Tim khusus yang dibentuk Kejaksaan Agung, yang mengusut perkara
penyelewengan pajak dan bea masuk di berbagai perusahaan Jos,
telah menyelesaikan tugasnya Juli lalu. Pemeriksa mengaku, telah
menemukan bukti-bukti manipulasi pajak dan bea masuk peralatan
dan kendaraan Rp 6 milyar pada enam perusahaan yang tergabung
dalam PT Sumber Mas Group: PT Meranti Sakti Indah Plywood, PT
Sumber Mas Timber PT Meranti Sakti Timber, PT Sumber Mas Indah
Plywood, PT Kayan River Timber Products, dan PT Kayan River
Indah Plywood.
Betulkah? "Siapa bilang itu," kata Jaksa Agung Ismail Saleh
pekan lalu. Menurut Jaksa Agung, angka itu belum tepat benar.
Dan ia juga membantah adanya dugaan bahwa Jos ditahan karena
soal-soal lain. "Tidak ada apa-apanya, kok," katanya.

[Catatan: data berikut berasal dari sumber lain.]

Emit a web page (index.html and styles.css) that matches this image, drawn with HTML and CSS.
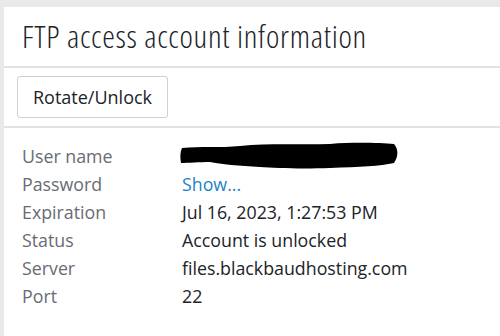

Keterangan Ismail itu agaknya perlu karena di luaran beredar
juga cerita bahwa Jos ditahan, antara lain, lantaran persaingan
dagang. Meroketnya Sumber Mas Group, yang tahun lalu
menghasilkan lebih dari 18 juta lembar kayu lapis dan
menempatkannya sebagai produsen kayu lapis kedua terbesar di
Indonesia, konon mengundang iri beberapa pihak.

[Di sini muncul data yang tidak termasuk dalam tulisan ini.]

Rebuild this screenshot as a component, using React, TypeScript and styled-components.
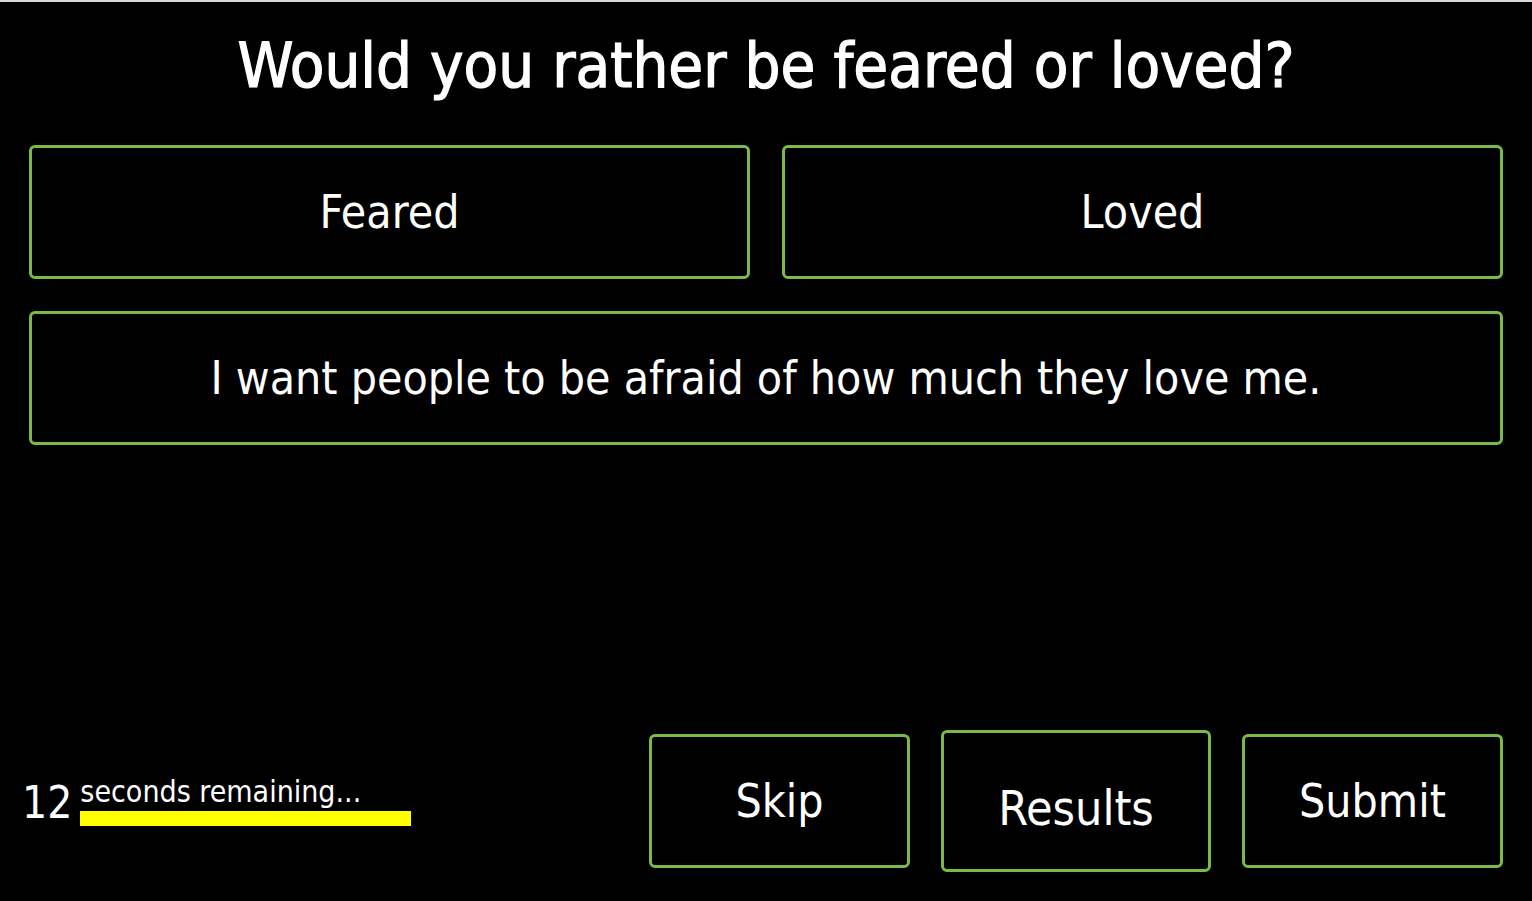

Ada lagi dugaan bahwa ada pihak yang berusaha menjegal Jos
karena popularitas Jos yang melonjak berkat bantuan dan
sumbangan sosialnya yang bermilyar rupiah. "Ia terlalu
berlebihan, hingga kawan atau lawan waspada terhadapnya. Majelis
Ulama KalTim disumbangnya sebuah pesawat udara. Itu 'kan
keterlaluan. Lalu ia membangun sekolah yang menelan biaya Rp
2,5 milyar. Ini tentu memancing pertanyaan," kata suatu sumber
TEMPO.
Kemungkinan adanya karyawan Sumber Mas sendiri yang menjegal Jos
disebut-sebut juga. "Jos tampaknya sangat royal buat orang lain,
tapi agak pelit dengan karyawannya," cerita sebuah sumber lain.

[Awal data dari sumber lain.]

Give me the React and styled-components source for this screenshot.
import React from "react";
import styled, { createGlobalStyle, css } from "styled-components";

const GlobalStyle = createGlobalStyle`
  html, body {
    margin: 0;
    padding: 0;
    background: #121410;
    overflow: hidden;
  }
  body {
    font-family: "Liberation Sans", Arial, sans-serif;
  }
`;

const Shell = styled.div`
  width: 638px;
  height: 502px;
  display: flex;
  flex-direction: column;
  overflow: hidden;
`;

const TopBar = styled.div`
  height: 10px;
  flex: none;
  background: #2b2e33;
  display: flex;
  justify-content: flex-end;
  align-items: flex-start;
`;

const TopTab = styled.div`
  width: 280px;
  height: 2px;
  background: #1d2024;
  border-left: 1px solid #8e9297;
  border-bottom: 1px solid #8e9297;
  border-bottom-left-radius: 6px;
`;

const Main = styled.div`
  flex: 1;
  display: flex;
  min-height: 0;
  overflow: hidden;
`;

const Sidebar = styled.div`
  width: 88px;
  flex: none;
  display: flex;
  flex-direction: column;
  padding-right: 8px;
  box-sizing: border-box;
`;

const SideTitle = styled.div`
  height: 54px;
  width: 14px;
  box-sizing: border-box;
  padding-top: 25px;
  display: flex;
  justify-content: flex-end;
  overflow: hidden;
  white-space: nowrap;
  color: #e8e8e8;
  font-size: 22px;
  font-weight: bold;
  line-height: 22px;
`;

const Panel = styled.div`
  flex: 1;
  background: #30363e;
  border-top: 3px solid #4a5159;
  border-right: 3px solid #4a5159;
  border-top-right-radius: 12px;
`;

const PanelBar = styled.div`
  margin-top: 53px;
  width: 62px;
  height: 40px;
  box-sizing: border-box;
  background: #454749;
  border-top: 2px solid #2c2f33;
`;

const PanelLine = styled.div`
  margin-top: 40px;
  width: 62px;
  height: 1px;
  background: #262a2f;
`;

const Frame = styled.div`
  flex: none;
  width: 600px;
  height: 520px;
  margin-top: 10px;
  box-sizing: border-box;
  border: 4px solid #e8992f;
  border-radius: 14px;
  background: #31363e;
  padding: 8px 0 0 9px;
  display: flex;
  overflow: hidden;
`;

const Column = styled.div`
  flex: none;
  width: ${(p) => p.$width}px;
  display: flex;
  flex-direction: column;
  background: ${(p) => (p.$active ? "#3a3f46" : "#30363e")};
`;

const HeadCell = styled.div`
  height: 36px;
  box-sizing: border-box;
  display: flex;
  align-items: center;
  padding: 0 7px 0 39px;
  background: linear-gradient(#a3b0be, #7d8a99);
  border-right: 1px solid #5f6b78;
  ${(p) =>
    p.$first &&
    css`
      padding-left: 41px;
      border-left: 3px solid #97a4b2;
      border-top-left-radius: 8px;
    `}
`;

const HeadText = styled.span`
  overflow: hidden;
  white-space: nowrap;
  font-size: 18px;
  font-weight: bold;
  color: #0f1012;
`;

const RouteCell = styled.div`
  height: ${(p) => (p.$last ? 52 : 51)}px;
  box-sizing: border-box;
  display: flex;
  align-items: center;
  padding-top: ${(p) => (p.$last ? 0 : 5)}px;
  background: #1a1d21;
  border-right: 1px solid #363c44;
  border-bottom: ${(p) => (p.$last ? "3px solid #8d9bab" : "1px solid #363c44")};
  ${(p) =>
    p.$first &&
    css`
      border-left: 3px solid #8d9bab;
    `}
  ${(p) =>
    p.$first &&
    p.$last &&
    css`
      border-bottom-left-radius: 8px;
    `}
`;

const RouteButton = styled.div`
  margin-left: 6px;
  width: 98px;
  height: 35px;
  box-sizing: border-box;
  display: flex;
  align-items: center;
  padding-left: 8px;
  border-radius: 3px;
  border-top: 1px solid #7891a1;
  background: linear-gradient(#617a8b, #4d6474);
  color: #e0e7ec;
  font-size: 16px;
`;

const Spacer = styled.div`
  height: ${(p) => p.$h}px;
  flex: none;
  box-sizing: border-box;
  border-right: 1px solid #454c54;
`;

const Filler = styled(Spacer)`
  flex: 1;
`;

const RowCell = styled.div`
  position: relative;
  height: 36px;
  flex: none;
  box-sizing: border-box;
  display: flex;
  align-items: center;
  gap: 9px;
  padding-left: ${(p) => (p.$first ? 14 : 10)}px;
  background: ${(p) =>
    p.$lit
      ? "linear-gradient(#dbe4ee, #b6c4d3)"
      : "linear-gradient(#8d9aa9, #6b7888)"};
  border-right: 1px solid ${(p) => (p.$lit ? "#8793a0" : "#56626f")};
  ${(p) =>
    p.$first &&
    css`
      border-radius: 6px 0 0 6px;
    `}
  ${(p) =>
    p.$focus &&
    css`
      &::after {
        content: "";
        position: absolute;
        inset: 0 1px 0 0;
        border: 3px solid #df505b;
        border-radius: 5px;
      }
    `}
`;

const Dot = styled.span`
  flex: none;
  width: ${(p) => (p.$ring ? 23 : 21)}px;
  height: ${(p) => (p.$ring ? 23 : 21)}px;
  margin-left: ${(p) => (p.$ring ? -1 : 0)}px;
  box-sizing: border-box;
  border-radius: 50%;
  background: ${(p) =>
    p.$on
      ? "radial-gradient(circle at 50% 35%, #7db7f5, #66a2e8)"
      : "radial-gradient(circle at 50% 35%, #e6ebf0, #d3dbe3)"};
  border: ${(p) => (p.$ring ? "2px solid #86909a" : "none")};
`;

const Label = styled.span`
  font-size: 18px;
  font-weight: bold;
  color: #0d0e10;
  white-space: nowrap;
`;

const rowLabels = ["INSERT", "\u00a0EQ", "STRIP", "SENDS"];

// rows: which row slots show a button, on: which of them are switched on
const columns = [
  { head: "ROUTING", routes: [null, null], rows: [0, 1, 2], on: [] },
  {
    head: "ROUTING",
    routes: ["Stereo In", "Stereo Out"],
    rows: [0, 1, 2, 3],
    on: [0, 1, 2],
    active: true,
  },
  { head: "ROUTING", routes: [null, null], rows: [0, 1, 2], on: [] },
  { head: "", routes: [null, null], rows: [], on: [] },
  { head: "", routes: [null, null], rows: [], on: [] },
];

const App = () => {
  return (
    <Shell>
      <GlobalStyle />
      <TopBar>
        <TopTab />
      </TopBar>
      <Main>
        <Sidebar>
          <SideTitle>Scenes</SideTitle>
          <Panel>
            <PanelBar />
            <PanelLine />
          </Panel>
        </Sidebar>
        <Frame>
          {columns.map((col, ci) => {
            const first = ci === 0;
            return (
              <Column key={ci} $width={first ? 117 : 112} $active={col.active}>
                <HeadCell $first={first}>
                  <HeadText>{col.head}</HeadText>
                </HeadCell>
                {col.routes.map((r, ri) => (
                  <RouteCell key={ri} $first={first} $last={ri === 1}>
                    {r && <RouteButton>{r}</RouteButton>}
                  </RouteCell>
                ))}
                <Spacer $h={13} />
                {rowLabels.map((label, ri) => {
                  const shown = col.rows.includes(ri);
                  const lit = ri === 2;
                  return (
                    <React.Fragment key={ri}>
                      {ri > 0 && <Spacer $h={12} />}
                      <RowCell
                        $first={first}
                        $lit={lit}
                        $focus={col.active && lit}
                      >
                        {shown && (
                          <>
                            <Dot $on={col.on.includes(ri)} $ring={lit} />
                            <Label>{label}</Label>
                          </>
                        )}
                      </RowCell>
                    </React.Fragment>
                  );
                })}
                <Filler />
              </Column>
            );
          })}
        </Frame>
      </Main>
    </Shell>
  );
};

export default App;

Yang membuatnya tersandung adalah salah satu perusahaannya,
Kayan River Timber (KRT). Semula perusahaan ini patungan antara
PMA Filipina dan veteran RI, dengan konsesi hutan seluas 1,2
juta hektar. Karena sifatnya PMA, banyak peralatan dan
kendaraannya yang masuk tanpa terkena pajak. Tatkala perusahaan
ini bangkrut, 1978, Jos mengambil alih. Beralihnya status
perusahaan ini tentu saja harus diikuti pemutihan pajak oleh
BKPM.
Rupanya Jos lalai. Banyak peralatan, yang semula miik KRT dan
belum diputihkan, dipakainya untuk mengerjakan proyek-proyek di
luar KRT. "Sebagai orang dagang, perbuatannya itu bisa
dimaklumi, tapi secara hukum itu salah," ujar seorang ahli
hukum. Dan rupanya kejaksaan menganggapnya sebagai manipulasi.
Tagihan BKPM untuk pemutihan barang dan peralatan KRT yang baru
muncul November 1982 konon bernilai sekitar Rp 3 milyar.
Belum jelas kapan Jos akan diajukan ke pengadilan. Samarinda,
tempat Jos dituduh melakukan tindak pidana tersebut,
disebut-sebut sebagai tempat akan berlangsungnya sidang
pengadilan Jos.
Bisa Jadi Samarinda akan ramai kalau raja kayu itu nanti
dihadapkan ke pengadilan karena Jos Soetomo memang bukan orang
sembarangan. Haji Mohamad Jos Soetomo, 38 tahun, amat populer.
Ia dikenal dekat dengan bekas gubernur Kal-Tim, Eri Supardjan,
yang diganti 20 Juni lalu. Ia penasihat AMPI, Bakom PKB, dan
aktif dalam Golkar. Pada Pemilu 1982, Jos merupakan calon tetap
No. 4 untuk anggota DPRD. Ia juga dikenal sebagai dermawan.
Menteri Koordinator Kesejahteraan Rakyat H. Alamsjah, sewaktu
menjabat menteri agama, pernah memujinya, "kedermawanan
pengusaha seperti Tomo patut dicontoh." Itu terjadi ketika
Alamsjah meletakkan batu pertama pembangunan Rumah Sakit Al
Ittihad seharga Rp 3 milyar di Gunung Kelua, Samarinda, tahun
1981.
Kedermawanannya memang mengundang tanya sehingga, menurut
seorang jaksa, semua kehebatan itu hanya suatu sandiwara. Sebab,
kata sang jaksa, "itu sama saja dengan uang negara yang dicuri
sepuluh, tapi yang disumbangkan hanya satu."
Di kalangan umat Islam, jasa Jos sungguh tidak kepalang
tanggung. Bapak delapan anak ini, yang dulu bernama Kang King
Tek, di tahun 1980 pernah menanggung seluruh biaya
pemberangkatan 80 calon jemaah haji.